-- start of INFORMATION SHOWN --
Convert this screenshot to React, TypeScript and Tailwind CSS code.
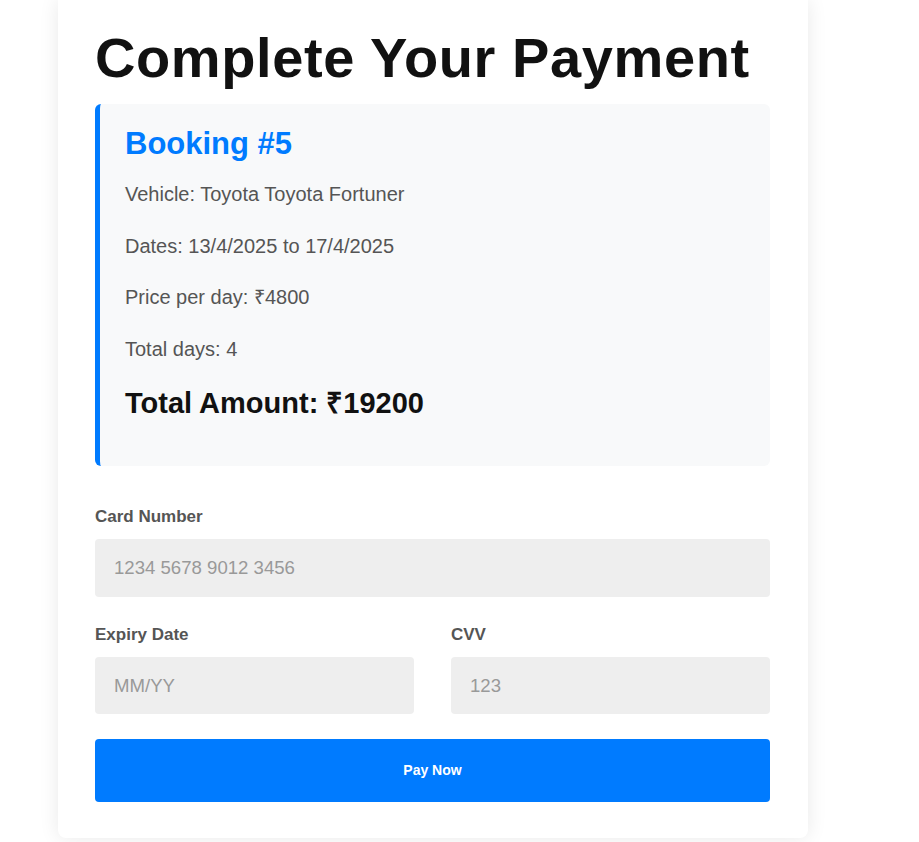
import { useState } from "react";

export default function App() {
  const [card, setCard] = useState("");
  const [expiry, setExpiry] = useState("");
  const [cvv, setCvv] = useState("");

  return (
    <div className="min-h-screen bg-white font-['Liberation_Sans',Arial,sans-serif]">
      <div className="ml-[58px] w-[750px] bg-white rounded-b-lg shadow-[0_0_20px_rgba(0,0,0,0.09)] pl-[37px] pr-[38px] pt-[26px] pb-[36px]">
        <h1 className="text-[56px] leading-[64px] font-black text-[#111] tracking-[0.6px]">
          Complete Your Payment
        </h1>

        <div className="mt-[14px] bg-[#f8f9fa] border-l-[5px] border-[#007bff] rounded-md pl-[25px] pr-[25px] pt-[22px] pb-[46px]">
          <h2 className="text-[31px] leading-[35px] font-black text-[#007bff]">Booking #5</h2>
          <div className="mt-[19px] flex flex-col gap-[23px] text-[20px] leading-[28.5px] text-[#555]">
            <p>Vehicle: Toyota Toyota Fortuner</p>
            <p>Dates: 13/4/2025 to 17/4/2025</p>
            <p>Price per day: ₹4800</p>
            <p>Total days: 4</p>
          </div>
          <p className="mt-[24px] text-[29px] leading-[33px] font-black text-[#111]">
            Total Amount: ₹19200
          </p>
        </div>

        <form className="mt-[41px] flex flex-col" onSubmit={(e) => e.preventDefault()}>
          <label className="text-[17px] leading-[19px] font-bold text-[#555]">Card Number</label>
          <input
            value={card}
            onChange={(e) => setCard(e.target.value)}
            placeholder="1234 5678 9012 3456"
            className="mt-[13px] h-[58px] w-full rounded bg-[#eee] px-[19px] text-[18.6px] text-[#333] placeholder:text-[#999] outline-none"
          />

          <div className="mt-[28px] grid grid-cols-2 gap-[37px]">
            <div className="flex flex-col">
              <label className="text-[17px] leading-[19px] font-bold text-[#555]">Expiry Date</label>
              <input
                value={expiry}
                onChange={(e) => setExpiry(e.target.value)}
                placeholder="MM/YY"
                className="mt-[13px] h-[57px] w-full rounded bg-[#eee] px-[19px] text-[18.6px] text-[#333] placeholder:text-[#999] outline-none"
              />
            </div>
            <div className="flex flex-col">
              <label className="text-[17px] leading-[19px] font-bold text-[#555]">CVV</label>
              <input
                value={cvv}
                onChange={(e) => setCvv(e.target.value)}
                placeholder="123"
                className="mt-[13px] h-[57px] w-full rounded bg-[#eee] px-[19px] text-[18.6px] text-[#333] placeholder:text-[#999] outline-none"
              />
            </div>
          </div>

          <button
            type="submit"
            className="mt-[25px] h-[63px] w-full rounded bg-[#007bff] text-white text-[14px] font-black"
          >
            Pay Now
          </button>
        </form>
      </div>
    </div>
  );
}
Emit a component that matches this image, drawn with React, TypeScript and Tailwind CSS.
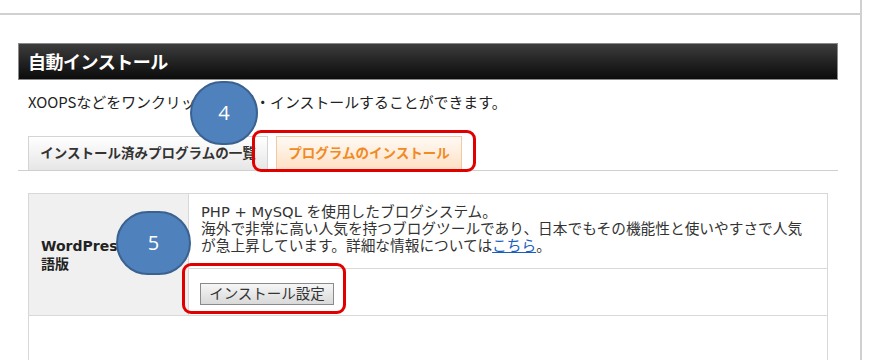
-- end of INFORMATION SHOWN --
**WHAT THE TASK ASKS**
Pictures in the records must not appear in the copy; transcribe everything else precisely.

**ANSWER TO THIS PROBLEM**
Convert this screenshot to React, TypeScript and Tailwind CSS code.
import { useState } from "react";

export default function App() {
  const [card, setCard] = useState("");
  const [expiry, setExpiry] = useState("");
  const [cvv, setCvv] = useState("");

  return (
    <div className="min-h-screen bg-white font-['Liberation_Sans',Arial,sans-serif]">
      <div className="ml-[58px] w-[750px] bg-white rounded-b-lg shadow-[0_0_20px_rgba(0,0,0,0.09)] pl-[37px] pr-[38px] pt-[26px] pb-[36px]">
        <h1 className="text-[56px] leading-[64px] font-black text-[#111] tracking-[0.6px]">
          Complete Your Payment
        </h1>

        <div className="mt-[14px] bg-[#f8f9fa] border-l-[5px] border-[#007bff] rounded-md pl-[25px] pr-[25px] pt-[22px] pb-[46px]">
          <h2 className="text-[31px] leading-[35px] font-black text-[#007bff]">Booking #5</h2>
          <div className="mt-[19px] flex flex-col gap-[23px] text-[20px] leading-[28.5px] text-[#555]">
            <p>Vehicle: Toyota Toyota Fortuner</p>
            <p>Dates: 13/4/2025 to 17/4/2025</p>
            <p>Price per day: ₹4800</p>
            <p>Total days: 4</p>
          </div>
          <p className="mt-[24px] text-[29px] leading-[33px] font-black text-[#111]">
            Total Amount: ₹19200
          </p>
        </div>

        <form className="mt-[41px] flex flex-col" onSubmit={(e) => e.preventDefault()}>
          <label className="text-[17px] leading-[19px] font-bold text-[#555]">Card Number</label>
          <input
            value={card}
            onChange={(e) => setCard(e.target.value)}
            placeholder="1234 5678 9012 3456"
            className="mt-[13px] h-[58px] w-full rounded bg-[#eee] px-[19px] text-[18.6px] text-[#333] placeholder:text-[#999] outline-none"
          />

          <div className="mt-[28px] grid grid-cols-2 gap-[37px]">
            <div className="flex flex-col">
              <label className="text-[17px] leading-[19px] font-bold text-[#555]">Expiry Date</label>
              <input
                value={expiry}
                onChange={(e) => setExpiry(e.target.value)}
                placeholder="MM/YY"
                className="mt-[13px] h-[57px] w-full rounded bg-[#eee] px-[19px] text-[18.6px] text-[#333] placeholder:text-[#999] outline-none"
              />
            </div>
            <div className="flex flex-col">
              <label className="text-[17px] leading-[19px] font-bold text-[#555]">CVV</label>
              <input
                value={cvv}
                onChange={(e) => setCvv(e.target.value)}
                placeholder="123"
                className="mt-[13px] h-[57px] w-full rounded bg-[#eee] px-[19px] text-[18.6px] text-[#333] placeholder:text-[#999] outline-none"
              />
            </div>
          </div>

          <button
            type="submit"
            className="mt-[25px] h-[63px] w-full rounded bg-[#007bff] text-white text-[14px] font-black"
          >
            Pay Now
          </button>
        </form>
      </div>
    </div>
  );
}
Emit a component that matches this image, drawn with React, TypeScript and Tailwind CSS.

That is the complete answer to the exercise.